Is this what from now on will be called “success”?

Maybe in jurisprudence, but not in life. Which would be to the detriment of jurisprudence.

13. As to the alleged violation of Article 13, some arguments in favour of finding a violation have already been set out above. The fact that the time-limit for the judicial review to which the applicant was entitled under the domestic legislation was exceeded to such an extent speaks for itself. But the fact that the applicant was not awarded any compensation for the “preventive” measures that were imposed on him and then quashed ex tunc by the Bari Court of Appeal (see paragraph 20 of the judgment ) speaks even more strongly in favour of a violation of Article 13. Had these measures had any basis in law at the time of their imposition, they probably would not have been quashed ex tunc .

14. Now I come to the fundamental divergence between the approaches of the majority and myself. This divergence pertains to the reasoning which leads to the finding of a violation of Article 2 of Protocol No. 4. And it has a lot to do with the use, in this opinion, of the word “preventive” in quotation marks.

15. In paragraph 110 of the judgment it is stated that “Act no. 1423/1956, as interpreted in the light of the Constitutional Court ’ s judgments, formed the legal basis for the individual preventive measures imposed on the applicant” and that “therefore ... the preventive measures in issue had a legal basis in domestic law ” (emphasis added).

No, no, no, and again no.

The Act in question, whatever its deficiencies (many of them are rightly noted in the judgment, and, as a matter of principle, I do agree with this assessment), speaks of the “preventive” measures which can be applied to three types of individuals : (i) “who, on the basis of factual evidence , may be regarded as habitual offenders”; (ii) “who, on account of their behaviour and lifestyle and on the basis of factual evidence , may be regarded as habitually living, even in part, on the proceeds of crime”; and (iii) “who, on the basis of factual evidence , may be regarded as having committed offences endangering the physical or mental integrity of minors or posing a threat to health, security or public order” (emphasis added). The cumulative name for these three types of individuals is “persons presenting a danger for security and public morality” (see paragraphs 33 and 34 of the judgment ).

Neither the said cumulative category, nor any of the three sub-categories constituting it include, even indirectly, an individual who has been mistaken , by the authorities, for another person , whom the authorities rightly or wrongly consider to “[present] a danger for security and public morality”. For the purposes of the Act, the “factual evidence” collected against Mr Roe cannot mechanically be held to have been collected against Mr Doe who had been mistaken for Mr Roe. And this is so irrespective of whether or not Mr Doe has a criminal record or a history of other offences. Of course, it may happen that while collecting factual evidence against Mr Roe the authorities come across something which would also incriminate Mr Doe, but even in such an event not only must the latter be identified directly and properly, but also what has been collected against Mr Roe cannot be automatically and indiscriminately held against Mr Doe.

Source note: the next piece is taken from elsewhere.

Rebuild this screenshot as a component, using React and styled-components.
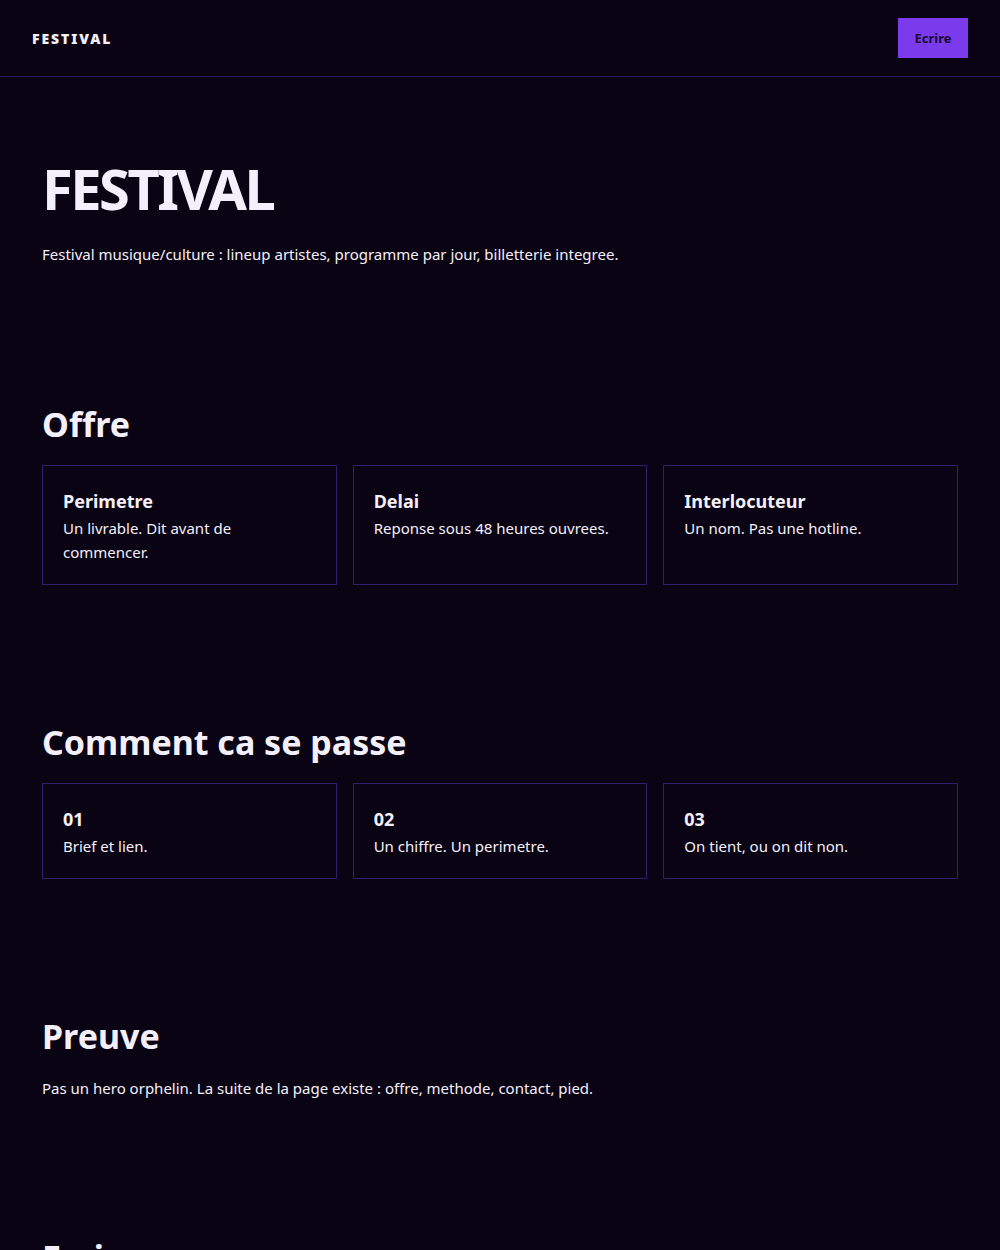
import styled, { createGlobalStyle } from "styled-components"

const GlobalStyle = createGlobalStyle`
  html, body {
    margin: 0;
    padding: 0;
    background: #0a0314;
  }
  body {
    color: #f4f0fb;
    font-family: "Noto Sans", "Open Sans", sans-serif;
  }
  * { box-sizing: border-box; }
`

const Page = styled.div`
  min-height: 1250px;
  background: #0a0314;
`

const Nav = styled.header`
  display: flex;
  align-items: center;
  justify-content: space-between;
  height: 77px;
  padding: 0 32px;
  border-bottom: 1px solid #2a1b55;
`

const Logo = styled.div`
  font-size: 14px;
  font-weight: 900;
  letter-spacing: 1.9px;
  text-transform: uppercase;
`

const NavButton = styled.button`
  width: 70px;
  height: 40px;
  border: none;
  background: #7c3aed;
  color: #1a0933;
  font-family: inherit;
  font-size: 13px;
  font-weight: 700;
  cursor: pointer;
`

const Hero = styled.section`
  padding: 79px 42px 70px;
`

const Title = styled.h1`
  margin: 0 0 22px;
  font-size: 56px;
  line-height: 64px;
  font-weight: 700;
  letter-spacing: -2.5px;
`

const Lead = styled.p`
  margin: 0;
  font-size: 15px;
  line-height: 1.6;
`

const Section = styled.section`
  padding: 68px 42px 69px;
`

const Heading = styled.h2`
  margin: 0 0 20px;
  font-size: 34px;
  line-height: 1.2;
  font-weight: 700;
`

const Grid = styled.div`
  display: grid;
  grid-template-columns: repeat(3, 1fr);
  gap: 16px;
`

const Card = styled.div`
  border: 1px solid #2e1f66;
  padding: 20px;
`

const CardTitle = styled.div`
  font-size: 18px;
  font-weight: 700;
  line-height: 30px;
`

const CardText = styled.div`
  font-size: 15px;
  line-height: 1.6;
`

const offre = [
  { titre: "Perimetre", texte: "Un livrable. Dit avant de commencer." },
  { titre: "Delai", texte: "Reponse sous 48 heures ouvrees." },
  { titre: "Interlocuteur", texte: "Un nom. Pas une hotline." },
]

const etapes = [
  { titre: "01", texte: "Brief et lien." },
  { titre: "02", texte: "Un chiffre. Un perimetre." },
  { titre: "03", texte: "On tient, ou on dit non." },
]

const App = () => {
  return (
    <Page>
      <GlobalStyle />
      <Nav>
        <Logo>Festival</Logo>
        <NavButton>Ecrire</NavButton>
      </Nav>

      <Hero>
        <Title>FESTIVAL</Title>
        <Lead>Festival musique/culture : lineup artistes, programme par jour, billetterie integree.</Lead>
      </Hero>

      <Section>
        <Heading>Offre</Heading>
        <Grid>
          {offre.map((item) => (
            <Card key={item.titre}>
              <CardTitle>{item.titre}</CardTitle>
              <CardText>{item.texte}</CardText>
            </Card>
          ))}
        </Grid>
      </Section>

      <Section>
        <Heading>Comment ca se passe</Heading>
        <Grid>
          {etapes.map((item) => (
            <Card key={item.titre}>
              <CardTitle>{item.titre}</CardTitle>
              <CardText>{item.texte}</CardText>
            </Card>
          ))}
        </Grid>
      </Section>

      <Section>
        <Heading>Preuve</Heading>
        <Lead>Pas un hero orphelin. La suite de la page existe : offre, methode, contact, pied.</Lead>
      </Section>

      <Section>
        <Heading>Ecrire</Heading>
      </Section>
    </Page>
  )
}

export default App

And the Constitutional Court, moreover, had never interpreted the Act (at least directly, but also, it appears, implicitly) in such a way that it would allow the “wrong” person to be treated as someone who “[presents] a danger for security and public morality” within the meaning of section 1 of the Act.

16. Thus, the Act was not at all applicable to the applicant .

The “preventive” measures imposed on him resulted from a mistake. This was acknowledged by the Bari Court of Appeal, which quashed the impugned measures ex tunc (see paragraphs 20 and 26 of the judgment ).

It is as plain as that. They got the wrong man.

Mistaken identity is mistaken identity . Period.

17. Again, I must repeat myself (see paragraph 1 above). “ Preventive ” measures proper can be lawfully applied only to someone who has to be “prevented” from doing something. If there is no factual basis justifying the need for “prevention” with regard to a particular person, the restrictive measures imposed on that person can hardly be considered “preventive” in the true sense of this term.

18. Not only the rule of law, but also common decency requires that when a mistake is discovered whereby serious restrictions are imposed on a person mistaken for another person against whom “factual evidence” had been collected, the authorities say “oops!”, apologise, close the case a.s.a.p. and compensate the “wrong” person for whatever damage he or she may have sustained. This should be so unless we live in some alternate reality, where the law applied has nothing to do with the facts to which it is applied.

Needless to say, that parallel world would not be one governed by the rule of law.

19. However (as has already been mentioned in paragraph 12 above), the Government averred that the Bari Court of Appeal “had not acknowledged that there had been a case of mistaken identity”, but had “simply reassessed all the evidence on which the District Court ’ s decision had been based [and concluded] that the applicant did not pose a danger to society” (see paragraph 103 of the judgment), as if that evidence could have any connection to the applicant. From this assertion it transpires that the respondent Government still have some way to go until they ascertain for themselves the simple truths commanding what the authorities should do in a case of mistaken identity.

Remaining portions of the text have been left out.